Collagen, Type I, Alpha 2 (COL1A2) is distributed in collagen and cytoplasm and is involved in bone development and the signal transduction pathway of transmembrane receptor protein tyrosine kinase47,48. COL1A2 was confirmed to be significantly overexpressed in gastric cancer tissues49,50,51. Similarly, COL1A2 was believed to be significantly overexpressed in colorectal cancer tissues and blood samples, but the specific mechanism remains unclear52,53. Increasing evidence shows that COL1A2 is considered to be a diagnostic and prognostic biomarker due to its significant upregulation in many cancers54,55,56. In contrast, COL1A2 was significantly downregulated in bladder cancer, malignant melanoma and head and neck cancer57,58,59. In this study, COL1A2 was significantly overexpressed in SBA. Fibronectin 1 (FN1) is a glycoprotein distributed in the extracellular matrix and plays an important role in carcinogenesis and metastasis60,61,62. FN1 expression was upregulated by the transcription factor CP2, which is involved in the metastasis of hepatocellular carcinoma63. FN1 promotes ovarian cancer metastasis by activating the PI3K/Akt pathway64. High expression of FN1 has been shown to be carcinogenic in esophageal cancer65. In addition, FN1, as an oncogene, is involved in aggressive and poor prognosis of colon cancer66. As expected, high expression of FN1 was significantly associated with poorer prognosis of gastric cancer67,68. This study suggests that the highly expressed FN1 plays an important role in the carcinogenesis of SBA.

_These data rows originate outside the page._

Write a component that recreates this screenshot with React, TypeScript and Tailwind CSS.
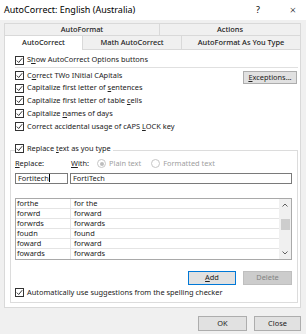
import type { FC, ReactNode } from 'react';

const rows: [string, string][] = [
  ['forthe', 'for the'],
  ['forwrd', 'forward'],
  ['forwrds', 'forwards'],
  ['foudn', 'found'],
  ['foward', 'forward'],
  ['fowards', 'forwards'],
];

const Check: FC = () => (
  <span className="flex h-[9px] w-[9px] shrink-0 items-center justify-center border border-[#333] bg-white">
    <svg width="7" height="7" viewBox="0 0 7 7">
      <path d="M0.8 3.6 L2.7 5.5 L6.2 1.2" stroke="#222" strokeWidth="0.9" fill="none" />
    </svg>
  </span>
);

const CheckRow: FC<{ children: ReactNode; className?: string }> = ({ children, className = '' }) => (
  <div className={`flex items-center gap-[3px] ${className}`}>
    <Check />
    <span className="whitespace-nowrap">{children}</span>
  </div>
);

const Radio: FC<{ on?: boolean }> = ({ on }) => (
  <span className="flex h-[9px] w-[9px] items-center justify-center rounded-full border border-[#c6c6c6] bg-white">
    {on && <span className="h-[4px] w-[4px] rounded-full bg-[#bdbdbd]" />}
  </span>
);

export default function App() {
  return (
    <div
      className="flex h-[334px] w-[306px] flex-col bg-[#f0f0f0] text-[7.4px] text-[#222]"
      style={{ fontFamily: '"Noto Sans", "Open Sans", sans-serif' }}
    >
      {/* title bar */}
      <div className="flex h-[20px] items-center bg-white pl-[4px] text-[9px] text-black">
        <span>AutoCorrect: English (Australia)</span>
        <span className="ml-auto w-[12px] text-center">?</span>
        <span className="ml-[23px] mr-[7px] w-[12px] text-center text-[11px] font-light">×</span>
      </div>

      {/* tabs */}
      <div className="mt-[3px] flex h-[12px] pl-[4px] pr-[5px]">
        <div className="flex w-[156px] items-center justify-center border border-b-0 border-[#d9d9d9] font-medium">AutoFormat</div>
        <div className="flex flex-1 items-center justify-center border border-b-0 border-l-0 border-[#d9d9d9] font-medium">Actions</div>
      </div>
      <div className="flex h-[15px] pl-[4px] pr-[5px]">
        <div className="z-10 flex w-[79px] items-center justify-center border border-b-0 border-[#d9d9d9] bg-white font-medium">AutoCorrect</div>
        <div className="flex w-[99px] items-center justify-center border border-b-0 border-l-0 border-[#d9d9d9] font-medium">Math AutoCorrect</div>
        <div className="flex flex-1 items-center justify-center border border-b-0 border-l-0 border-[#d9d9d9] font-medium">AutoFormat As You Type</div>
      </div>

      {/* panel */}
      <div className="-mt-px ml-[4px] mr-[5px] flex h-[259px] flex-col border border-[#d9d9d9] bg-white pt-[4px]">
        <div className="pl-[10px] pr-[2px]">
          <CheckRow className="h-[12px]">
            S<u>h</u>ow AutoCorrect Options buttons
          </CheckRow>
          <div className="mt-[1px] h-px bg-[#e0e0e0]" />
          <div className="mt-[1px] flex">
            <div className="flex flex-col">
              <CheckRow className="h-[12.7px]">
                C<u>o</u>rrect TWo INitial CApitals
              </CheckRow>
              <CheckRow className="h-[12.7px]">
                Capitalize first letter of <u>s</u>entences
              </CheckRow>
              <CheckRow className="h-[12.7px]">
                Capitalize first letter of table <u>c</u>ells
              </CheckRow>
              <CheckRow className="h-[12.7px]">
                Capitalize <u>n</u>ames of days
              </CheckRow>
              <CheckRow className="h-[12.7px]">
                Correct accidental usage of cAPS <u>L</u>OCK key
              </CheckRow>
            </div>
            <button className="ml-auto mr-[1px] mt-[2px] flex h-[13px] w-[54px] items-center justify-center border border-[#adadad] bg-[#e1e1e1]">
              <u>E</u>xceptions...
            </button>
          </div>
        </div>

        {/* replace group */}
        <div className="ml-[5px] mt-[17.5px] flex w-[288px] flex-col border border-[#dcdcdc] pb-[3px] pl-[4px] pr-[5px]">
          <div className="-mt-[8px] flex h-[12px]">
            <CheckRow className="bg-white pr-[2px]">
              Replace <u>t</u>ext as you type
            </CheckRow>
          </div>
          <div className="mt-[3px] flex h-[12px] items-center">
            <span className="w-[56px]">
              <u>R</u>eplace:
            </span>
            <span className="w-[26px]">
              <u>W</u>ith:
            </span>
            <Radio on />
            <span className="ml-[3px] text-[#a0a0a0]">Plain text</span>
            <span className="ml-[10px]">
              <Radio />
            </span>
            <span className="ml-[3px] text-[#a0a0a0]">Formatted text</span>
          </div>
          <div className="mt-[3px] flex h-[11px] gap-[2px]">
            <div className="flex w-[53px] items-center border border-[#7a7a7a] pl-[2px]">
              Fortitech<span className="h-[8px] w-px bg-black" />
            </div>
            <div className="flex flex-1 items-center border border-[#7a7a7a] pl-[2px]">FortiTech</div>
          </div>
          <div className="mt-[14px] flex h-[62px] border border-[#a9a9a9]">
            <div className="flex flex-1 flex-col">
              {rows.map(([a, b]) => (
                <div key={a} className="flex h-[10px] border-b border-[#e4e4e4] last:border-b-0">
                  <span className="flex w-[55px] items-center border-r border-[#e4e4e4] pl-[1px]">{a}</span>
                  <span className="flex items-center pl-[3px]">{b}</span>
                </div>
              ))}
            </div>
            <div className="flex w-[12px] flex-col items-center bg-[#f0f0f0]">
              <svg className="mt-[4px]" width="6" height="4" viewBox="0 0 6 4">
                <path d="M0.5 3.5 L3 1 L5.5 3.5" stroke="#606060" strokeWidth="1" fill="none" />
              </svg>
              <div className="mt-[12px] h-[11px] w-[9px] bg-[#cdcdcd]" />
              <svg className="mt-auto mb-[4px]" width="6" height="4" viewBox="0 0 6 4">
                <path d="M0.5 0.5 L3 3 L5.5 0.5" stroke="#606060" strokeWidth="1" fill="none" />
              </svg>
            </div>
          </div>
          <div className="mt-[11px] flex h-[14px] justify-end gap-[7px]">
            <button className="flex w-[48px] items-center justify-center border border-[#0078d7] bg-[#e1e1e1]">
              <u>A</u>dd
            </button>
            <button className="flex w-[49px] items-center justify-center border border-[#bfbfbf] bg-[#cccccc] text-[#838383]">
              Delete
            </button>
          </div>
          <CheckRow className="mt-[2px] h-[12px]">Automatically use suggestions from the spelling checker</CheckRow>
        </div>
      </div>

      {/* bottom buttons */}
      <div className="mt-[8px] flex h-[15px] justify-end gap-[7px] pr-[5px]">
        <button className="flex w-[49px] items-center justify-center border border-[#adadad] bg-[#e1e1e1]">OK</button>
        <button className="flex w-[47px] items-center justify-center border border-[#adadad] bg-[#e1e1e1]">Close</button>
      </div>
    </div>
  );
}
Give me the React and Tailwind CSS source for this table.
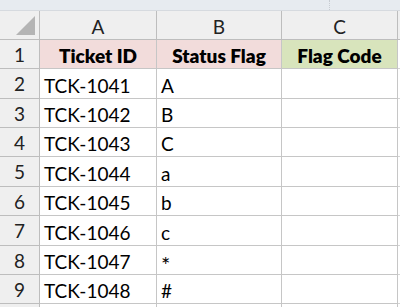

As innate immune cells, macrophages play an important role in the tumor microenvironment. High macrophage infiltration has been associated with tumor progression or poor prognosis in a variety of solid tumors, including neck squamous cell carcinoma, gliomas, breast cancer, bladder cancer, prostate cancer, and melanoma69,70,71,72,73,74. Conversely, high macrophage infiltration was associated with a better prognosis of gastrointestinal malignancies, such as gastric cancer and colorectal cancer75. This study suggested that the level of macrophage infiltration in SBA was low, which may be one of the reasons for the poor prognosis of SBA. In addition, the low infiltration of most immune cells and the weak activation of immune pathways may be important factors for the occurrence and progression of SBA.

Although the present study is novel and rigorous, there are still some shortcomings. First, the data used in this study were obtained from a common public database, and because of the low prevalence of SBA, we were unable to collect sufficient samples for experiments to validate the results of this study. Second, due to the lack of prognostic information on SBA, our study could not be further investigated in the context of prognosis. In view of this, we hope that more studies in the future will further validate our results and investigate them in depth.

In conclusion, four mRNAs (APOA4, APOB, COL1A2, FN1) were predicted to be associated with the occurrence of SBA, and an excellent SBA risk prediction model was established based on these genes. Meanwhile, in SBA, it is speculated that the infiltration level of immune cells was low and the activation state of immune pathways was weak. Finally, TFs and miRNAs that may be involved in the pathogenesis of SBA were predicted.


This study predicted that four target mRNAs (APOA4, APOB, COL1A2, FN1) might be involved in the occurrence and progression of SBA. In addition, low infiltration of immune cells and weak activation of immune pathways may be immunological characteristics of SBA.